INFORMATION PROVIDED:
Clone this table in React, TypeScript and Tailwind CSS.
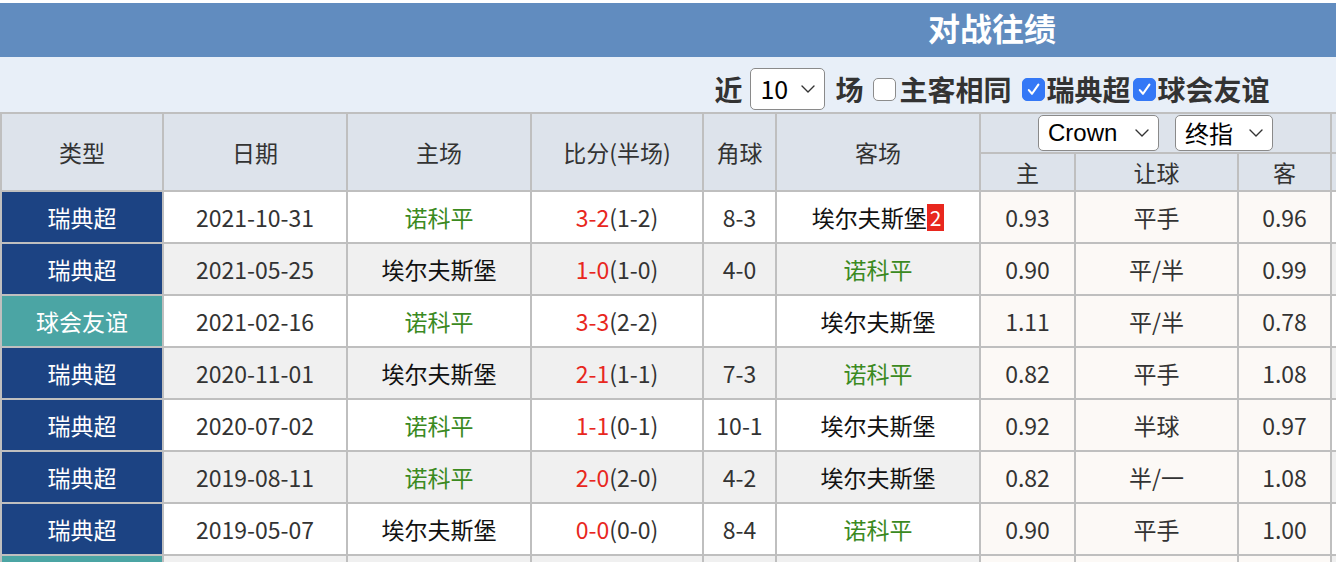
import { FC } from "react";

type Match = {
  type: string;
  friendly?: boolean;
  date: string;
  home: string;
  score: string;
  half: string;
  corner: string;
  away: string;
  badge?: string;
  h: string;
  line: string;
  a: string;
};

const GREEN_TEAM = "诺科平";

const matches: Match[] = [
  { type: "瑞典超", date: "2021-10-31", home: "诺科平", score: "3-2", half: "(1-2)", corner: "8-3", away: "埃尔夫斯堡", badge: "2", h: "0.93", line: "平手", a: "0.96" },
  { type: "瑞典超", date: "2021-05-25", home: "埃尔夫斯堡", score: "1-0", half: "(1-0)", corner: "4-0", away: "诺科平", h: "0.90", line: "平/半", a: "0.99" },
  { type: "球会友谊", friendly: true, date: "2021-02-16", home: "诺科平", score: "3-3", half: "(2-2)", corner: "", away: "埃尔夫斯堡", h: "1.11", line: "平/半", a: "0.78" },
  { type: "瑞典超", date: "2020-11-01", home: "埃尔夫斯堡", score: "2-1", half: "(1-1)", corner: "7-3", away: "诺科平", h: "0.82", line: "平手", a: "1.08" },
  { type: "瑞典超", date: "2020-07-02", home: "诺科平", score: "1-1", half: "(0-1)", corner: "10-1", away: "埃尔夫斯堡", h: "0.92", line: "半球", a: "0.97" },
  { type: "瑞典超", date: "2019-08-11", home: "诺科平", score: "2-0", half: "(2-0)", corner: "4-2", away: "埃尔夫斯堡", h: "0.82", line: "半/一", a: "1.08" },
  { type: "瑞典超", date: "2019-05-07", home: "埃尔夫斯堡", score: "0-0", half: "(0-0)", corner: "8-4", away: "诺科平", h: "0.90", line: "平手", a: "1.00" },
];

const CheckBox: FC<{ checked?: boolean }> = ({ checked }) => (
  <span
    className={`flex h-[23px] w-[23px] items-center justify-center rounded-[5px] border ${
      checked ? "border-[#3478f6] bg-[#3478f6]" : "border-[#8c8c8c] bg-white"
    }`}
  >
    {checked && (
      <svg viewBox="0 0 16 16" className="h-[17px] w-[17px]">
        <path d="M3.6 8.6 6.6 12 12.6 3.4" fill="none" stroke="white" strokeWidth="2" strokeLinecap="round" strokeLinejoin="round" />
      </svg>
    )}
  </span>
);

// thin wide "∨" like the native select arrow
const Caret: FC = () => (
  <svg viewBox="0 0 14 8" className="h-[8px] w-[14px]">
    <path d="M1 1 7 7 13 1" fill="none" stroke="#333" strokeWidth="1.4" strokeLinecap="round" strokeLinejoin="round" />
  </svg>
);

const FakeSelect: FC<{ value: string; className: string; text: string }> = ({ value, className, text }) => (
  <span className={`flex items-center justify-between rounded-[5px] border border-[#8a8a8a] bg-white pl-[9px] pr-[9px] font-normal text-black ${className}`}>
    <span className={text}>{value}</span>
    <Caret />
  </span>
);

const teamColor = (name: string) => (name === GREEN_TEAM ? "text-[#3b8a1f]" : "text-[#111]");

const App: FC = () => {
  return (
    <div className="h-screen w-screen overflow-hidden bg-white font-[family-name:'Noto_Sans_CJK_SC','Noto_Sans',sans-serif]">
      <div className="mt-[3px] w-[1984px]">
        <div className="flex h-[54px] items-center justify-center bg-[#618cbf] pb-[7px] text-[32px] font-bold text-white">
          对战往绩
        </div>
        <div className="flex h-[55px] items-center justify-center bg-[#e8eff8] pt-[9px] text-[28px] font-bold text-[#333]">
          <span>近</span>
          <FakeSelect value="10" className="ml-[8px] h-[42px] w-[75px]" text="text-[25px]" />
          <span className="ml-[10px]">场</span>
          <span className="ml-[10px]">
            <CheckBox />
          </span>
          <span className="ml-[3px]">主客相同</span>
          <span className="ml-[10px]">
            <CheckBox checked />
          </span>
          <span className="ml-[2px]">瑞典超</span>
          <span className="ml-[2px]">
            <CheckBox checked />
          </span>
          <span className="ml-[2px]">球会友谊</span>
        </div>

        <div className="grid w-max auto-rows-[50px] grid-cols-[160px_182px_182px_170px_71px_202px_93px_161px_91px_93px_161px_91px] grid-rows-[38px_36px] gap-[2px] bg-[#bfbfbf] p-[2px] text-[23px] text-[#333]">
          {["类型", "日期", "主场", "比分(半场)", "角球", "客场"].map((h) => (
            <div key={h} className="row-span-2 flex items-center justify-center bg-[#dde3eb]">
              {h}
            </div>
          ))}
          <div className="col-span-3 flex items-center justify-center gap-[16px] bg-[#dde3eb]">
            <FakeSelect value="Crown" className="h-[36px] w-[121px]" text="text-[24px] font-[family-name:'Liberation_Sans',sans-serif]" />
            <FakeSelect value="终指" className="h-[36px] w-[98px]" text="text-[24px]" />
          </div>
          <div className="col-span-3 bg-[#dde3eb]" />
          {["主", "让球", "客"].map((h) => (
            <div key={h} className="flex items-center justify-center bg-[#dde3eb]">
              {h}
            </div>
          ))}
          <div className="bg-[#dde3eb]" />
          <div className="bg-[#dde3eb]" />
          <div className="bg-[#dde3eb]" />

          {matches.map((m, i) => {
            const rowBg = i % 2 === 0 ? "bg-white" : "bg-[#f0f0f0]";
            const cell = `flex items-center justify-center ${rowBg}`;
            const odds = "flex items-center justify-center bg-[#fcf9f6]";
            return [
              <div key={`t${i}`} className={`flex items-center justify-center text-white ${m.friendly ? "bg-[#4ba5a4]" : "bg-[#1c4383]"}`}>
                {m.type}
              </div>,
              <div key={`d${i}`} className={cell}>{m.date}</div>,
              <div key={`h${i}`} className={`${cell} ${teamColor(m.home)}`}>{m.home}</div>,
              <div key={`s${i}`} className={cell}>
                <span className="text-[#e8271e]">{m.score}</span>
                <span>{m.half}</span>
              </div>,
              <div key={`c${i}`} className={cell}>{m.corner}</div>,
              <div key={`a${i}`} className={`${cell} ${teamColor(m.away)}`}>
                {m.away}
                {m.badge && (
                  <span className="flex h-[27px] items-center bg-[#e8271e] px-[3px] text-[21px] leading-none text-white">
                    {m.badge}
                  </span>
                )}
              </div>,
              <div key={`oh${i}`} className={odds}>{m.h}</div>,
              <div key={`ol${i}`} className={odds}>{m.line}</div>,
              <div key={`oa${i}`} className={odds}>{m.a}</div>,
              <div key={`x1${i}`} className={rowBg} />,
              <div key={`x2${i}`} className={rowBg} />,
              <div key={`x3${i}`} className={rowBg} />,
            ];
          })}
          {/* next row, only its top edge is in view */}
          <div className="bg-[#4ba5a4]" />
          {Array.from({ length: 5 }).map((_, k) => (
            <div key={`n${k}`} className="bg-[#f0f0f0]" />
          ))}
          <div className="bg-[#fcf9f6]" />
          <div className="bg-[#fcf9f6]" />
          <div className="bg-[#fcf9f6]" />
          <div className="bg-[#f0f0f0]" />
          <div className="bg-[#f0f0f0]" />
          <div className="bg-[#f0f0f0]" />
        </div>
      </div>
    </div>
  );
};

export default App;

WRITTEN REQUEST: The listing above must be printed again exactly, minus its pictures.

COMPLETED TASK:
Clone this table in React, TypeScript and Tailwind CSS.
import { FC } from "react";

type Match = {
  type: string;
  friendly?: boolean;
  date: string;
  home: string;
  score: string;
  half: string;
  corner: string;
  away: string;
  badge?: string;
  h: string;
  line: string;
  a: string;
};

const GREEN_TEAM = "诺科平";

const matches: Match[] = [
  { type: "瑞典超", date: "2021-10-31", home: "诺科平", score: "3-2", half: "(1-2)", corner: "8-3", away: "埃尔夫斯堡", badge: "2", h: "0.93", line: "平手", a: "0.96" },
  { type: "瑞典超", date: "2021-05-25", home: "埃尔夫斯堡", score: "1-0", half: "(1-0)", corner: "4-0", away: "诺科平", h: "0.90", line: "平/半", a: "0.99" },
  { type: "球会友谊", friendly: true, date: "2021-02-16", home: "诺科平", score: "3-3", half: "(2-2)", corner: "", away: "埃尔夫斯堡", h: "1.11", line: "平/半", a: "0.78" },
  { type: "瑞典超", date: "2020-11-01", home: "埃尔夫斯堡", score: "2-1", half: "(1-1)", corner: "7-3", away: "诺科平", h: "0.82", line: "平手", a: "1.08" },
  { type: "瑞典超", date: "2020-07-02", home: "诺科平", score: "1-1", half: "(0-1)", corner: "10-1", away: "埃尔夫斯堡", h: "0.92", line: "半球", a: "0.97" },
  { type: "瑞典超", date: "2019-08-11", home: "诺科平", score: "2-0", half: "(2-0)", corner: "4-2", away: "埃尔夫斯堡", h: "0.82", line: "半/一", a: "1.08" },
  { type: "瑞典超", date: "2019-05-07", home: "埃尔夫斯堡", score: "0-0", half: "(0-0)", corner: "8-4", away: "诺科平", h: "0.90", line: "平手", a: "1.00" },
];

const CheckBox: FC<{ checked?: boolean }> = ({ checked }) => (
  <span
    className={`flex h-[23px] w-[23px] items-center justify-center rounded-[5px] border ${
      checked ? "border-[#3478f6] bg-[#3478f6]" : "border-[#8c8c8c] bg-white"
    }`}
  >
    {checked && (
      <svg viewBox="0 0 16 16" className="h-[17px] w-[17px]">
        <path d="M3.6 8.6 6.6 12 12.6 3.4" fill="none" stroke="white" strokeWidth="2" strokeLinecap="round" strokeLinejoin="round" />
      </svg>
    )}
  </span>
);

// thin wide "∨" like the native select arrow
const Caret: FC = () => (
  <svg viewBox="0 0 14 8" className="h-[8px] w-[14px]">
    <path d="M1 1 7 7 13 1" fill="none" stroke="#333" strokeWidth="1.4" strokeLinecap="round" strokeLinejoin="round" />
  </svg>
);

const FakeSelect: FC<{ value: string; className: string; text: string }> = ({ value, className, text }) => (
  <span className={`flex items-center justify-between rounded-[5px] border border-[#8a8a8a] bg-white pl-[9px] pr-[9px] font-normal text-black ${className}`}>
    <span className={text}>{value}</span>
    <Caret />
  </span>
);

const teamColor = (name: string) => (name === GREEN_TEAM ? "text-[#3b8a1f]" : "text-[#111]");

const App: FC = () => {
  return (
    <div className="h-screen w-screen overflow-hidden bg-white font-[family-name:'Noto_Sans_CJK_SC','Noto_Sans',sans-serif]">
      <div className="mt-[3px] w-[1984px]">
        <div className="flex h-[54px] items-center justify-center bg-[#618cbf] pb-[7px] text-[32px] font-bold text-white">
          对战往绩
        </div>
        <div className="flex h-[55px] items-center justify-center bg-[#e8eff8] pt-[9px] text-[28px] font-bold text-[#333]">
          <span>近</span>
          <FakeSelect value="10" className="ml-[8px] h-[42px] w-[75px]" text="text-[25px]" />
          <span className="ml-[10px]">场</span>
          <span className="ml-[10px]">
            <CheckBox />
          </span>
          <span className="ml-[3px]">主客相同</span>
          <span className="ml-[10px]">
            <CheckBox checked />
          </span>
          <span className="ml-[2px]">瑞典超</span>
          <span className="ml-[2px]">
            <CheckBox checked />
          </span>
          <span className="ml-[2px]">球会友谊</span>
        </div>

        <div className="grid w-max auto-rows-[50px] grid-cols-[160px_182px_182px_170px_71px_202px_93px_161px_91px_93px_161px_91px] grid-rows-[38px_36px] gap-[2px] bg-[#bfbfbf] p-[2px] text-[23px] text-[#333]">
          {["类型", "日期", "主场", "比分(半场)", "角球", "客场"].map((h) => (
            <div key={h} className="row-span-2 flex items-center justify-center bg-[#dde3eb]">
              {h}
            </div>
          ))}
          <div className="col-span-3 flex items-center justify-center gap-[16px] bg-[#dde3eb]">
            <FakeSelect value="Crown" className="h-[36px] w-[121px]" text="text-[24px] font-[family-name:'Liberation_Sans',sans-serif]" />
            <FakeSelect value="终指" className="h-[36px] w-[98px]" text="text-[24px]" />
          </div>
          <div className="col-span-3 bg-[#dde3eb]" />
          {["主", "让球", "客"].map((h) => (
            <div key={h} className="flex items-center justify-center bg-[#dde3eb]">
              {h}
            </div>
          ))}
          <div className="bg-[#dde3eb]" />
          <div className="bg-[#dde3eb]" />
          <div className="bg-[#dde3eb]" />

          {matches.map((m, i) => {
            const rowBg = i % 2 === 0 ? "bg-white" : "bg-[#f0f0f0]";
            const cell = `flex items-center justify-center ${rowBg}`;
            const odds = "flex items-center justify-center bg-[#fcf9f6]";
            return [
              <div key={`t${i}`} className={`flex items-center justify-center text-white ${m.friendly ? "bg-[#4ba5a4]" : "bg-[#1c4383]"}`}>
                {m.type}
              </div>,
              <div key={`d${i}`} className={cell}>{m.date}</div>,
              <div key={`h${i}`} className={`${cell} ${teamColor(m.home)}`}>{m.home}</div>,
              <div key={`s${i}`} className={cell}>
                <span className="text-[#e8271e]">{m.score}</span>
                <span>{m.half}</span>
              </div>,
              <div key={`c${i}`} className={cell}>{m.corner}</div>,
              <div key={`a${i}`} className={`${cell} ${teamColor(m.away)}`}>
                {m.away}
                {m.badge && (
                  <span className="flex h-[27px] items-center bg-[#e8271e] px-[3px] text-[21px] leading-none text-white">
                    {m.badge}
                  </span>
                )}
              </div>,
              <div key={`oh${i}`} className={odds}>{m.h}</div>,
              <div key={`ol${i}`} className={odds}>{m.line}</div>,
              <div key={`oa${i}`} className={odds}>{m.a}</div>,
              <div key={`x1${i}`} className={rowBg} />,
              <div key={`x2${i}`} className={rowBg} />,
              <div key={`x3${i}`} className={rowBg} />,
            ];
          })}
          {/* next row, only its top edge is in view */}
          <div className="bg-[#4ba5a4]" />
          {Array.from({ length: 5 }).map((_, k) => (
            <div key={`n${k}`} className="bg-[#f0f0f0]" />
          ))}
          <div className="bg-[#fcf9f6]" />
          <div className="bg-[#fcf9f6]" />
          <div className="bg-[#fcf9f6]" />
          <div className="bg-[#f0f0f0]" />
          <div className="bg-[#f0f0f0]" />
          <div className="bg-[#f0f0f0]" />
        </div>
      </div>
    </div>
  );
};

export default App;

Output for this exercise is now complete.